To keep the characters and POV separate, each chapter is labeled (Jacob), (Lily), (Jacob), etc underneath the chapter title. Coville gives Lily a quirky metaphoric vocabulary with a decidedly B-horror movie bent, while Jacob has physical quirks, e.g. he has to tap the wall three times when going upstairs, or he taps his fingers against his thumb to calm down. It's a pretty ingenious approach, connecting with expressive trends within this middle grade age group.

Nevertheless, I found myself flipping back to the front of the chapter to remind myself who was narrating, and I began to wonder why. Why does alternating POV work seemingly so much more easily in YA vs.
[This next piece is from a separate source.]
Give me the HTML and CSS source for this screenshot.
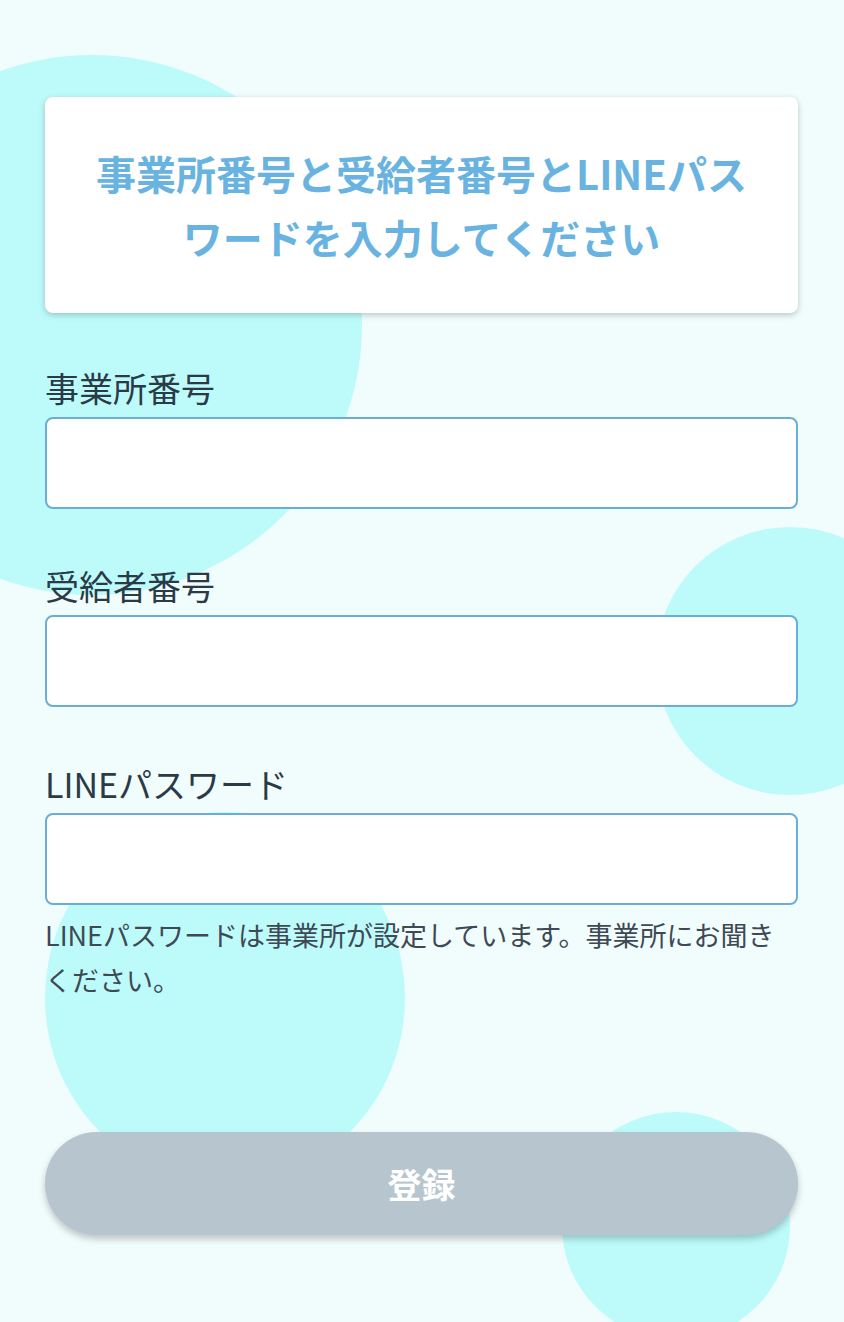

MG? I came up with a couple of possible reasons: 1) the dual characters in YA, as in this MG, tend to divide up along gender lines, but in the YA case, love enters into the dynamic, and so we readers get two different viewpoints on love. 2) It helps that in the dual YA I've read, somebody usually is turning into, say, a werewolf, or other monster. The human/monster dichotomy goes a long way in keeping characters separate. 3) I've also read adult lit with alternating POV when both characters are of the same gender. Usually, in that case, age tends to differentiate characters and their views of the world are thus seen through the lens of more or less life experience.
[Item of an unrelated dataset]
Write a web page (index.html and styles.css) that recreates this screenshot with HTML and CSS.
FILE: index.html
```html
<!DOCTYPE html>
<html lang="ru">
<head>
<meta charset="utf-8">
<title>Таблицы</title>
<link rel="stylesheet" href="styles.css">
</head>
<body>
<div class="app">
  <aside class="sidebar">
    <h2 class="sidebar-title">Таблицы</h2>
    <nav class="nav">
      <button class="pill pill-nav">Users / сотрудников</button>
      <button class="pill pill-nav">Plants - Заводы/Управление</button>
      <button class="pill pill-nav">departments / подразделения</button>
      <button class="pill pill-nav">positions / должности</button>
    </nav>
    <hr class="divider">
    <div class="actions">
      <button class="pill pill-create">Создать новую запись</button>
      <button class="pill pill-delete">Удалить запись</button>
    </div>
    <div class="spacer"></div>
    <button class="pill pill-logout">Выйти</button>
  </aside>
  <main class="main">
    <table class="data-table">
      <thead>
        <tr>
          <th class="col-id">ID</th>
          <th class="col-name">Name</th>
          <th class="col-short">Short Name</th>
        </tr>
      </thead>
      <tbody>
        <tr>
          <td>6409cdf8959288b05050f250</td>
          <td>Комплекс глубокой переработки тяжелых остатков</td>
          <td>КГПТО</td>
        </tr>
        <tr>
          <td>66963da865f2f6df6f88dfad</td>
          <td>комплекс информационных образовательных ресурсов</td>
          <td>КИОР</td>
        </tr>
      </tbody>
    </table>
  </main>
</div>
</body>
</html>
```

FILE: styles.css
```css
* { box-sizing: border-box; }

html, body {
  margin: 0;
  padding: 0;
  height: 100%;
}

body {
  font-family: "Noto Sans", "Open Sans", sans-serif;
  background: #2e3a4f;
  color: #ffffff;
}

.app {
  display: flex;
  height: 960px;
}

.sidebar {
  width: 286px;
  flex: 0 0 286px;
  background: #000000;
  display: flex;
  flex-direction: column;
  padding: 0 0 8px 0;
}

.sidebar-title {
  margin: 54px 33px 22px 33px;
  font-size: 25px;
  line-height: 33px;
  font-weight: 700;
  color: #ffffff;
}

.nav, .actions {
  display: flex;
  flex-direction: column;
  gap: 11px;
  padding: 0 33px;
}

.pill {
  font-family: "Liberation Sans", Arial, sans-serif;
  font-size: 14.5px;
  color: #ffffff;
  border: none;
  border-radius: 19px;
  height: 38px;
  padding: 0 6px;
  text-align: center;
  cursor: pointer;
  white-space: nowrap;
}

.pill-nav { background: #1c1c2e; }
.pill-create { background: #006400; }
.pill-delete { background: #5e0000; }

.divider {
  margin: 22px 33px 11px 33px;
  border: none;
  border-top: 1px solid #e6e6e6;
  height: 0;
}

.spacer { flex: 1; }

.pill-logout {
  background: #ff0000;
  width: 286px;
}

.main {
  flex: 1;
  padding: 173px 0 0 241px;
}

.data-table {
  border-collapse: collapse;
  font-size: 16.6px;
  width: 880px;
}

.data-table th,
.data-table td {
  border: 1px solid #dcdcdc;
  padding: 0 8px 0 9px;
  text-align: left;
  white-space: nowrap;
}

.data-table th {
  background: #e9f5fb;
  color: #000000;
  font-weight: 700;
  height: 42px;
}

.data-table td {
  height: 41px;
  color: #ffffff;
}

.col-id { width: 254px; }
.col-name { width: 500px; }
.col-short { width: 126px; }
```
Despite these de facto differences that may make it easier to write more distinctly different older protagonists, I still believe alternating POV can work better in middle grade. I'd love to hear from anyone who has read Always October and whether they had the same experience, or if you've got a suggestion for a middle grade title in which the alternating POV worked well. I'm on the hunt!

For more great summer adventures, paddle (here in the midwest anyway) over to Barrie Summy's website!


Bee said...

I mostly read YA, and I have noticed how common the alternating POV has become! It has featured in 4 of the last books that I've read. Is the horror in this one actually horrific and gruesome -- or mostly just humorous?

Sarah Laurence said...

If Always October is as hilarious and smart as your review, it will be a big hit. You made me chuckle with insights such as "The human/monster dichotomy goes a long way in keeping characters separate." I appreciated your analysis too.

The only MG book with multiple perspectives that comes to mind is Wonder, which did work well but the characters were differentiated by age as well as gender. In YA Romance I think Simon Elkeles does a great job with alternating POV. They characters are boy/girl, Hispanic/white, poor/rich so that helps. Most multiple POV don't work because either the voices are too similar or you prefer one character over another. It's tough but adds a new dimension when done well.

Cloudbuster said...

You make some really great points about alternating POV. It's such a tricky thing to get right, and especially when you're writing Middle Grade I think your toolbox for differentiating characters is much more constrained for many of the reasons you point out. Great review! This book looks like something I would love.

Linda McLaughlin said...

Always October sounds like a really fun read for kids. Personally, I'm not overly fond of alternating first person POV, though it helps a lot when the chapters are labeled.

Barrie said...

Am getting this book immediately! I'd heard of it, but didn't realize it was written in multiple POVs. Which I'm trying in my current MG ms! The most recent MG with multiple POVs that I've read is Gordon Korman's Masterminds. He did a great job with the POVs (also labeling each chapter with that character's name). I never questioned whose chapter it was. Not once. From ages ago...The View from Saturday was also multiple POVs and really well done. Wonder, too as Sarah mentioned. I actually think it's becoming more popular in MG. Enough of my rambling...! :) Thanks for this great review. I'm really looking forward to reading this book.

Rose said...

I don't read YA or MG books, but you've raised some good points about the alternating point of view. It's so common in adult fiction that I don't even think about it. But when I was teaching (high school), I noticed that this was difficult for some readers. I would think middle school readers would have an even harder time following this.